Nel 2015 complici i forti attriti tra le parti, l'ex ministro Stefano Fassina lascia il PD dando un forte scossone all'interno del partito; ora a causa di un referendum che non gli va giù ed una crisi economica che sta affossando l'Italia è pronto a fare la guerra al premier Matteo Renzi.

Con l’arrivo di Matteo Renzi il PD è divenuto incredibilmente un partito di centro-destra. Lei non crede?

Renzi è l'interprete estremo e spregiudicato di un Pd nato al Lingotto, all'insegna della democrazia plebiscitaria e un liberismo europeista. Il Governo di Renzi ha attuato l'agenda neo-liberista dominante nell'euro-zona.

Il Governo Renzi ha rotto il legame con il popolo di sinistra con provvedimenti come il Jobs Act, la "buona scuola", lo "sblocca Italia". Sono queste scelte a determinare l'orientamento politico di un governo.

Nei suoi scritti economici, seguendo una filosofia politica di sinistra, lei dà importanza al ruolo del “Lavoro”. In merito a ciò, quanto l’attuale governo è così distante dal suo pensiero?

Il Jobs Act è una riforma di segno regressivo. Segue la vulgata liberista in base alla quale i diritti fondamentali dei lavoratori sono ostacolo all'efficiente allocazione dei fattori produttivi. Attua un ulteriore intervento di svalutazione del lavoro, misura necessaria nell'euro-zona governata dal mercantilismo tedesco.

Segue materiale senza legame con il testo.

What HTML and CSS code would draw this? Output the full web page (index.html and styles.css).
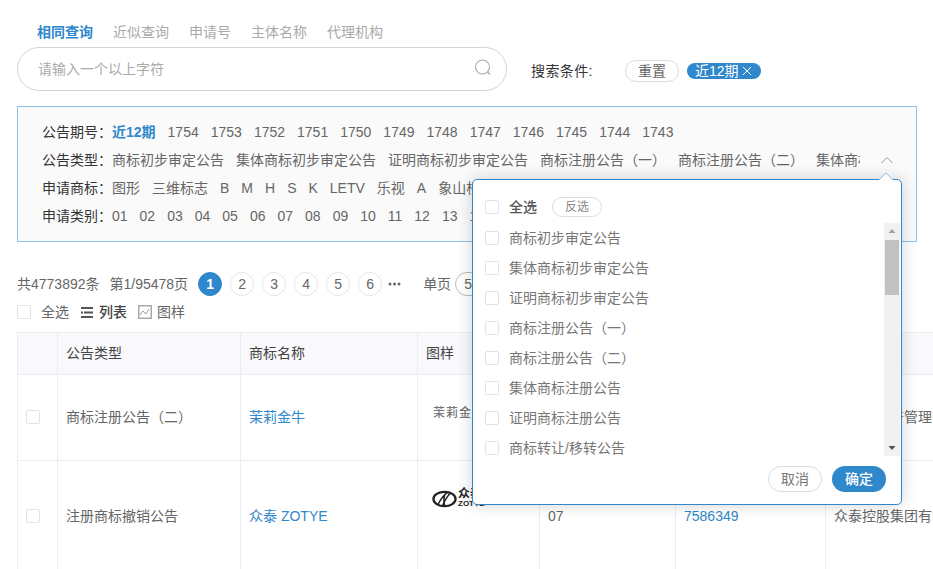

Come avevamo facilmente preannunciato, in una fase di carenza cronica di domanda aggregata, non può funzionare. Lo confermano i dati Inps e Istat pubblicati negli ultimi mesi. La variazione dei contratti cosiddetti "a tutele crescenti", dopo la riduzione dei costosissimi incentivi (circa 18 miliardi di euro) torna al livello negativo del 2014, ma i contratti ora sono senza tutela per il licenziamento ingiusto; la liberalizzazione dei voucher genera una valanga di precarietà; la cancellazione dell'art.

18 aumenta i licenziamenti e spinge alla riduzione delle retribuzioni. La buona occupazione si promuove con gli investimenti, in particolare pubblici in una fase di lunga stagnazione.

Nel corso della sua carriera politica è stato vice ministro dell’economia. Ha una ricetta per curare l’Italia da una crisi che nonostante la propaganda non riesce a superare?

Abbiamo proposto al Governo un sostanzioso programma di investimenti pubblici per sostenere la domanda. Un Social Compact di un punto di Pil (17 miliardi) all'anno per tre anni: per mettere in sicurezza i territori dai rischi idrogeologici e le abitazioni dai rischi sismici; per la mobilità sostenibile, innanzitutto nelle città. Al contrario, si punta, secondo l'ortodossia neoliberista, sulle politiche dell'offerta e sulle esportazioni: sgravi a pioggia alle imprese, svalutazione del lavoro e competitività di prezzo.

Capitolo Referendum costituzionale: lei ha appoggiato “il popolo del NO”. Il suo partito in caso di vittoria chiederà le dimissioni di Renzi?

Noi oggi siamo impegnati, ventre a terra, in una campagna referendaria per le ragioni del NO con l’obiettivo di difendere la nostra Costituzione da una forzatura voluta dal presidente del Consiglio e da larga parte del Partito Democratico.

Al momento la difesa degli equilibri garantiti della nostra Costituzione vale più del destino politico di un uomo o di un Governo. È stato proprio questo l’errore di Renzi, l’aver personalizzato dal primo momento questa riforma costituzionale, l'aver trasformato il voto sulla revisione costituzionale in un plebiscito sul capo del governo. Qui stiamo parlando delle regole del gioco, le regole della democrazia che devono tenere insieme una comunità. Noi invitiamo i cittadini a votare NO per la democrazia, la partecipazione e contro il restringimento dei luoghi di decisione. Quello che accadrà riguardo Renzi, dunque, viene dopo. In caso di vittoria del No, l'agenda è definita per qualunque governo: approvazione della Legge di Bilancio uscita dalla Camera e accompagnamento del parlamento alla riscrittura della legge elettorale per andare al voto il più presto possibile.